- _SUPPLIED INFORMATION_:
· · · · · · ·

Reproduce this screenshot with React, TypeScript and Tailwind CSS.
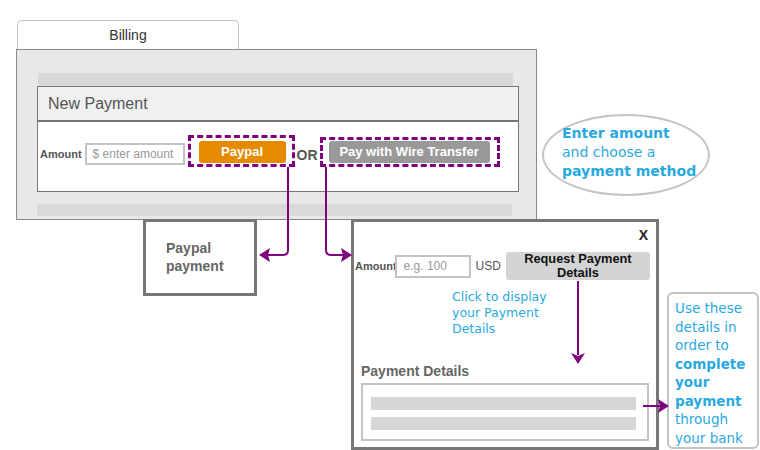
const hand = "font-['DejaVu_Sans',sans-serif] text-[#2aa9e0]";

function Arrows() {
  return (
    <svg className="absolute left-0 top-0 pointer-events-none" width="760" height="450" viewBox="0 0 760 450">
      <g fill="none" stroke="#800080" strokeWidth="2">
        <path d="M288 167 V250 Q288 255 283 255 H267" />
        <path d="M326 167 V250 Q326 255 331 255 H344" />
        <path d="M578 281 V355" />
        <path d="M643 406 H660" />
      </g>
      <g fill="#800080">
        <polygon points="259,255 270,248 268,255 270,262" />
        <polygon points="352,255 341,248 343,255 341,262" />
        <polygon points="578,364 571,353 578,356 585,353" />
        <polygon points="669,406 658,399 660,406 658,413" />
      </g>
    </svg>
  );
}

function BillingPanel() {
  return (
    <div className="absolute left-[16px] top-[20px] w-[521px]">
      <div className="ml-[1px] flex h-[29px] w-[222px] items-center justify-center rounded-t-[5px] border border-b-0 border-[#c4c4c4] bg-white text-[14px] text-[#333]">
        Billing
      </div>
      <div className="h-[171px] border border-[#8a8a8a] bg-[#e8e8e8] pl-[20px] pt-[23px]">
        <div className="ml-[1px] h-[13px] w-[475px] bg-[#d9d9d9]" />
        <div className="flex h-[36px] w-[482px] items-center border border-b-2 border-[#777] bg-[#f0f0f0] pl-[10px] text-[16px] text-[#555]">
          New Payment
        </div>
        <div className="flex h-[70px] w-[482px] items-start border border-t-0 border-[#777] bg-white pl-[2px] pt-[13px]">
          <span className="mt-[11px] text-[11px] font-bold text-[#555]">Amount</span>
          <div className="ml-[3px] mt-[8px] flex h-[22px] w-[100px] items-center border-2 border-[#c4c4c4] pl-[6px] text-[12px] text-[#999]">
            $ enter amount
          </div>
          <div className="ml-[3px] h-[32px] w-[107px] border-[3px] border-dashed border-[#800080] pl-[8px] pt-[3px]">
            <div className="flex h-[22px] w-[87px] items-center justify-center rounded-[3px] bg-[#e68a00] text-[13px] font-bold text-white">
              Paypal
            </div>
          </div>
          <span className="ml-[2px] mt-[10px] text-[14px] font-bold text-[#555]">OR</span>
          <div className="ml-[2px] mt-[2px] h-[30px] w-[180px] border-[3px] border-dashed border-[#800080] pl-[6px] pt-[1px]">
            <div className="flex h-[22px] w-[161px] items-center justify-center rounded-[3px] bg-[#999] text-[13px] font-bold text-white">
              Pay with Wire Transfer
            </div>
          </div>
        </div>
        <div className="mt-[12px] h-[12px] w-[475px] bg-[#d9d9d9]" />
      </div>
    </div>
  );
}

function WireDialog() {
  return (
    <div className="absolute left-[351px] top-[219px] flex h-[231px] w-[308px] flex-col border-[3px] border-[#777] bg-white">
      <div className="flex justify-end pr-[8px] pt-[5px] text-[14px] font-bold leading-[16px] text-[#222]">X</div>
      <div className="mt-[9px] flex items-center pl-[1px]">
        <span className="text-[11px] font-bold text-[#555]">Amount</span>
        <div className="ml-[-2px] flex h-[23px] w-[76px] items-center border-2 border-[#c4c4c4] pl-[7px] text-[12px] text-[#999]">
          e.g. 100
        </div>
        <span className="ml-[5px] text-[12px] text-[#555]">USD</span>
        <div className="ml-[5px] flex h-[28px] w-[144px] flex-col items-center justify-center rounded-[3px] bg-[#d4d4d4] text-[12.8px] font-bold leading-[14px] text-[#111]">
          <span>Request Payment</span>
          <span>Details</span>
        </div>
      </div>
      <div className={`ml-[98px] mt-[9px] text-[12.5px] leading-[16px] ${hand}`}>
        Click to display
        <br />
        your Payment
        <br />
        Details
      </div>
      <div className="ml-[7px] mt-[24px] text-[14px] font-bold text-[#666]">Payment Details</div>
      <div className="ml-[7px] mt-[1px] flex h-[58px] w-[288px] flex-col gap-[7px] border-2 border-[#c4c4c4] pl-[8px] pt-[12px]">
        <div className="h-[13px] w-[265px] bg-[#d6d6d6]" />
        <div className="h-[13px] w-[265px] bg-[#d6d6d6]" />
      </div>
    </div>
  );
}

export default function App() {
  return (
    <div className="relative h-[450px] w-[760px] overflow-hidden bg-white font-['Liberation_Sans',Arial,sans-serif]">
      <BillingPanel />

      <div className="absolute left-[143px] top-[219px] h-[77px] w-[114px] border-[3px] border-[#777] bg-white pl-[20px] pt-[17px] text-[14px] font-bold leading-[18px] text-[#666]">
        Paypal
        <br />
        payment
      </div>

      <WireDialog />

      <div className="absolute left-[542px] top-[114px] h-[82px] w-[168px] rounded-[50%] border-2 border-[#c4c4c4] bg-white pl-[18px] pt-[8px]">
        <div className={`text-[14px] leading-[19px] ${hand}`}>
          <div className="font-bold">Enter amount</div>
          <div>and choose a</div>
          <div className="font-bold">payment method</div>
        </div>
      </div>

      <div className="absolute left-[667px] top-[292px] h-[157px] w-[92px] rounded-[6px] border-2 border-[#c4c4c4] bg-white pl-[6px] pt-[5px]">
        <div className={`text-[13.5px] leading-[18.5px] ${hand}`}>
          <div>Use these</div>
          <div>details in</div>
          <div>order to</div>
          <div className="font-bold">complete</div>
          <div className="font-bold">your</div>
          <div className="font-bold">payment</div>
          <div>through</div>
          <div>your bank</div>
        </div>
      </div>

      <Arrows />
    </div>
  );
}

· · · · · · ·

- _WHAT NEEDS TO BE DONE_:
Give back every line exactly as it stands, pictures excluded.

- _SOLUTION BELOW_:
Reproduce this screenshot with React, TypeScript and Tailwind CSS.
const hand = "font-['DejaVu_Sans',sans-serif] text-[#2aa9e0]";

function Arrows() {
  return (
    <svg className="absolute left-0 top-0 pointer-events-none" width="760" height="450" viewBox="0 0 760 450">
      <g fill="none" stroke="#800080" strokeWidth="2">
        <path d="M288 167 V250 Q288 255 283 255 H267" />
        <path d="M326 167 V250 Q326 255 331 255 H344" />
        <path d="M578 281 V355" />
        <path d="M643 406 H660" />
      </g>
      <g fill="#800080">
        <polygon points="259,255 270,248 268,255 270,262" />
        <polygon points="352,255 341,248 343,255 341,262" />
        <polygon points="578,364 571,353 578,356 585,353" />
        <polygon points="669,406 658,399 660,406 658,413" />
      </g>
    </svg>
  );
}

function BillingPanel() {
  return (
    <div className="absolute left-[16px] top-[20px] w-[521px]">
      <div className="ml-[1px] flex h-[29px] w-[222px] items-center justify-center rounded-t-[5px] border border-b-0 border-[#c4c4c4] bg-white text-[14px] text-[#333]">
        Billing
      </div>
      <div className="h-[171px] border border-[#8a8a8a] bg-[#e8e8e8] pl-[20px] pt-[23px]">
        <div className="ml-[1px] h-[13px] w-[475px] bg-[#d9d9d9]" />
        <div className="flex h-[36px] w-[482px] items-center border border-b-2 border-[#777] bg-[#f0f0f0] pl-[10px] text-[16px] text-[#555]">
          New Payment
        </div>
        <div className="flex h-[70px] w-[482px] items-start border border-t-0 border-[#777] bg-white pl-[2px] pt-[13px]">
          <span className="mt-[11px] text-[11px] font-bold text-[#555]">Amount</span>
          <div className="ml-[3px] mt-[8px] flex h-[22px] w-[100px] items-center border-2 border-[#c4c4c4] pl-[6px] text-[12px] text-[#999]">
            $ enter amount
          </div>
          <div className="ml-[3px] h-[32px] w-[107px] border-[3px] border-dashed border-[#800080] pl-[8px] pt-[3px]">
            <div className="flex h-[22px] w-[87px] items-center justify-center rounded-[3px] bg-[#e68a00] text-[13px] font-bold text-white">
              Paypal
            </div>
          </div>
          <span className="ml-[2px] mt-[10px] text-[14px] font-bold text-[#555]">OR</span>
          <div className="ml-[2px] mt-[2px] h-[30px] w-[180px] border-[3px] border-dashed border-[#800080] pl-[6px] pt-[1px]">
            <div className="flex h-[22px] w-[161px] items-center justify-center rounded-[3px] bg-[#999] text-[13px] font-bold text-white">
              Pay with Wire Transfer
            </div>
          </div>
        </div>
        <div className="mt-[12px] h-[12px] w-[475px] bg-[#d9d9d9]" />
      </div>
    </div>
  );
}

function WireDialog() {
  return (
    <div className="absolute left-[351px] top-[219px] flex h-[231px] w-[308px] flex-col border-[3px] border-[#777] bg-white">
      <div className="flex justify-end pr-[8px] pt-[5px] text-[14px] font-bold leading-[16px] text-[#222]">X</div>
      <div className="mt-[9px] flex items-center pl-[1px]">
        <span className="text-[11px] font-bold text-[#555]">Amount</span>
        <div className="ml-[-2px] flex h-[23px] w-[76px] items-center border-2 border-[#c4c4c4] pl-[7px] text-[12px] text-[#999]">
          e.g. 100
        </div>
        <span className="ml-[5px] text-[12px] text-[#555]">USD</span>
        <div className="ml-[5px] flex h-[28px] w-[144px] flex-col items-center justify-center rounded-[3px] bg-[#d4d4d4] text-[12.8px] font-bold leading-[14px] text-[#111]">
          <span>Request Payment</span>
          <span>Details</span>
        </div>
      </div>
      <div className={`ml-[98px] mt-[9px] text-[12.5px] leading-[16px] ${hand}`}>
        Click to display
        <br />
        your Payment
        <br />
        Details
      </div>
      <div className="ml-[7px] mt-[24px] text-[14px] font-bold text-[#666]">Payment Details</div>
      <div className="ml-[7px] mt-[1px] flex h-[58px] w-[288px] flex-col gap-[7px] border-2 border-[#c4c4c4] pl-[8px] pt-[12px]">
        <div className="h-[13px] w-[265px] bg-[#d6d6d6]" />
        <div className="h-[13px] w-[265px] bg-[#d6d6d6]" />
      </div>
    </div>
  );
}

export default function App() {
  return (
    <div className="relative h-[450px] w-[760px] overflow-hidden bg-white font-['Liberation_Sans',Arial,sans-serif]">
      <BillingPanel />

      <div className="absolute left-[143px] top-[219px] h-[77px] w-[114px] border-[3px] border-[#777] bg-white pl-[20px] pt-[17px] text-[14px] font-bold leading-[18px] text-[#666]">
        Paypal
        <br />
        payment
      </div>

      <WireDialog />

      <div className="absolute left-[542px] top-[114px] h-[82px] w-[168px] rounded-[50%] border-2 border-[#c4c4c4] bg-white pl-[18px] pt-[8px]">
        <div className={`text-[14px] leading-[19px] ${hand}`}>
          <div className="font-bold">Enter amount</div>
          <div>and choose a</div>
          <div className="font-bold">payment method</div>
        </div>
      </div>

      <div className="absolute left-[667px] top-[292px] h-[157px] w-[92px] rounded-[6px] border-2 border-[#c4c4c4] bg-white pl-[6px] pt-[5px]">
        <div className={`text-[13.5px] leading-[18.5px] ${hand}`}>
          <div>Use these</div>
          <div>details in</div>
          <div>order to</div>
          <div className="font-bold">complete</div>
          <div className="font-bold">your</div>
          <div className="font-bold">payment</div>
          <div>through</div>
          <div>your bank</div>
        </div>
      </div>

      <Arrows />
    </div>
  );
}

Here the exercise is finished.